There's also indeterminate recycling, although that may be a poor name. What I mean is, it's not immediately obvious what policy is in effect. For instance, malloc and pool both operate on a current working page. Freed objects will be returned to whatever page they came from, but allocated objects always come from the current page. So for some objects, not on the current page, this is slow recycling. But for some objects, it's fast recycling. For example, even though userland malloc selects a chunk at random, if you allocate the last object in a page, then free it, then malloc again, you'll get the same object. We addressed this in both pool and malloc by occasionally reselecting a random current page.
Random recycling. First, you can deliberately try to recycle objects randomly. In OpenBSD, we do this by keeping a stash of recently freed objects. Whenever something is freed, a randomly selected index is used. The recently freed something goes into the stash, and the older something that was freed comes out and actually goes onto the free list. This was added as a security feature, but it's also great at mixing things up in everyday programs as well.
Whenever a one byte overflow is found, people tend to have this reaction that it's harmless. That gets revised to mostly harmless. Then possibly harmless. Then maybe not so harmless.
We're not doing anything that electric fence or valgrind can't do, but we do it all the time. No matter how robust your test coverage is, it's never going to cover everything that happens in the real world.
The reverse is not always true, and unfortunately I think this affects OpenBSD's reputation negatively. "Hey, this program crashes when I run it on OpenBSD. OpenBSD sucks." I beg to differ. More likely that it's the program that sucks. Just because a program doesn't always crash doesn't mean it can't be induced to crash.
If you're developing a library, don't fight the operating system. If you're developing an application, be aware of what implicit behaviors the libraries you use may have, and how this may mask bugs. Fast recycling is pretty common in custom allocators. It hides lots of bugs. Another OpenBSD developer told me that they patched the APR (Apache Portable Runtime) library to simply use the system malloc instead of custom pools. subversion stopped working.

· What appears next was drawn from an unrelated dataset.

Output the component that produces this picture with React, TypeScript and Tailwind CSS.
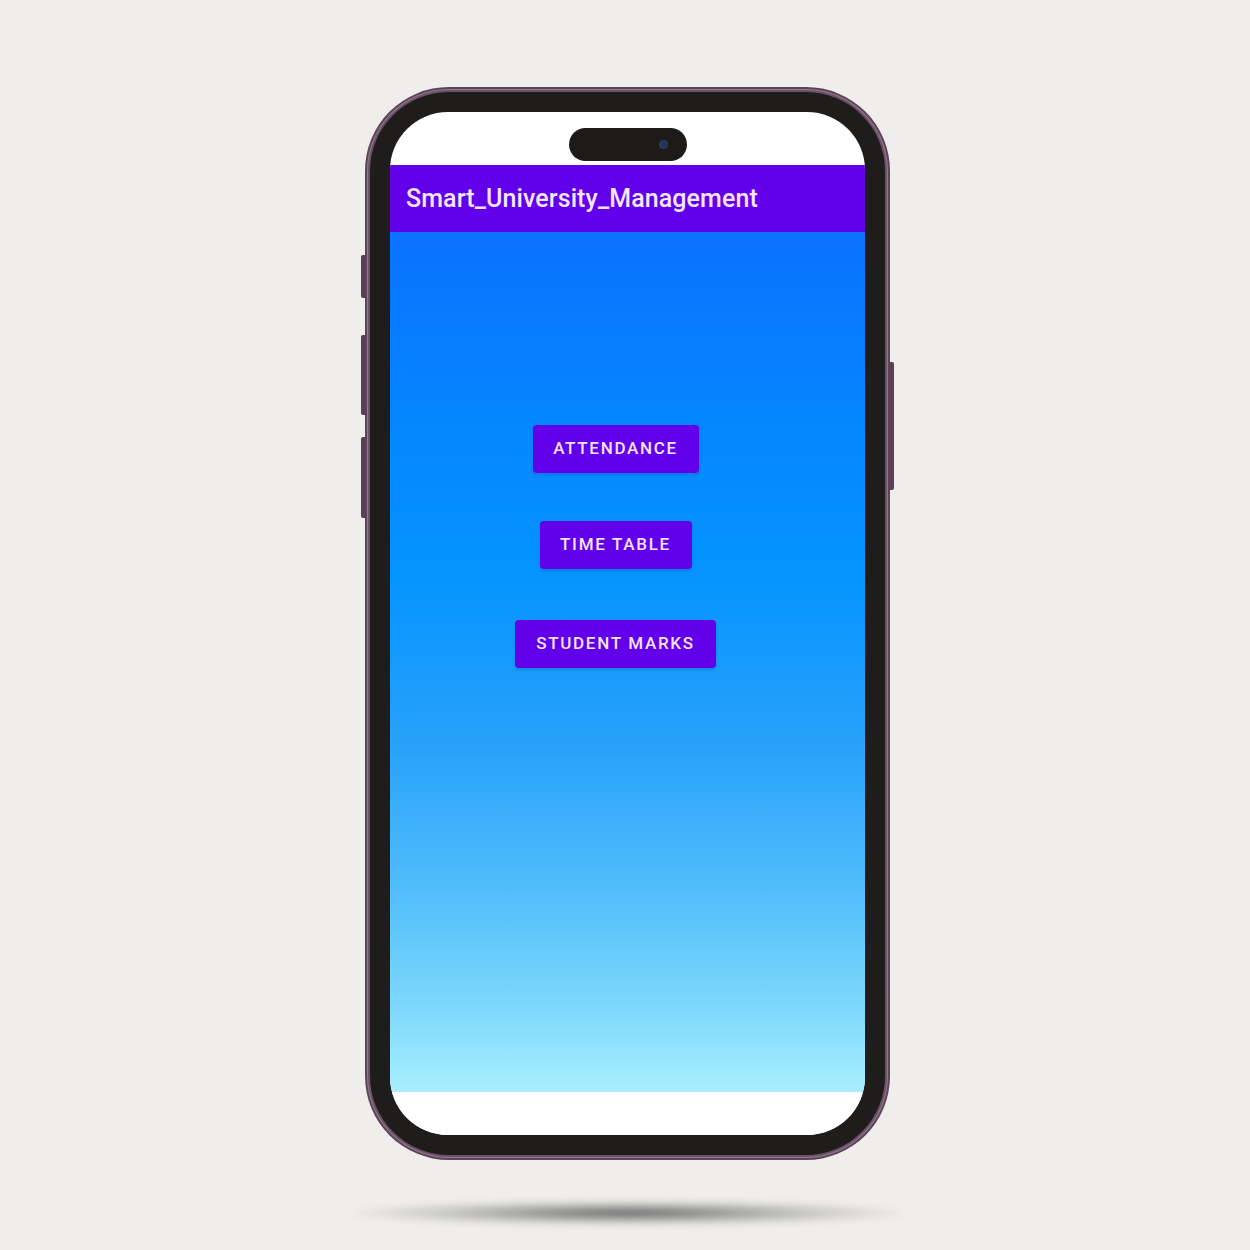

Another great bug. I'm going to go light on the details, but the gist of how hibernation and resume work is that the hibernating kernel writes its memory to swap, then the resuming kernel reads that memory back in, overwriting itself. This obviously requires that the two kernels be identical. There was a bug that suddenly appeared where the stack protector was being triggered in resume. Since the introduction of stack protection for the kernel, it used a fixed cookie. Where would it get randomness from? That was recently changed. The bootloader now fills in the random data segment of the kernel. What happened with resume is that the currently running kernel had a different cookie than the saved kernel. As the saved kernel was restored, the cookie value was replaced, but the stack value wasn't updated. The real bug was that the resume code should have switched to a different stack, but continued running with the wrong stack for longer than it should have. Conditions changed, assumptions were challenged, a bug was found.
That's a good idea. In general, we're limited somewhat by the state of programs. We can't break too much at once. Netflix has a program, Chaos Monkey, that goes around killing processes to ensure that their redudancy is working. I think that's pushing it a little too far. Adding options to aid in debugging is great, but it's moving a little farther from the mission of a general purpose OS.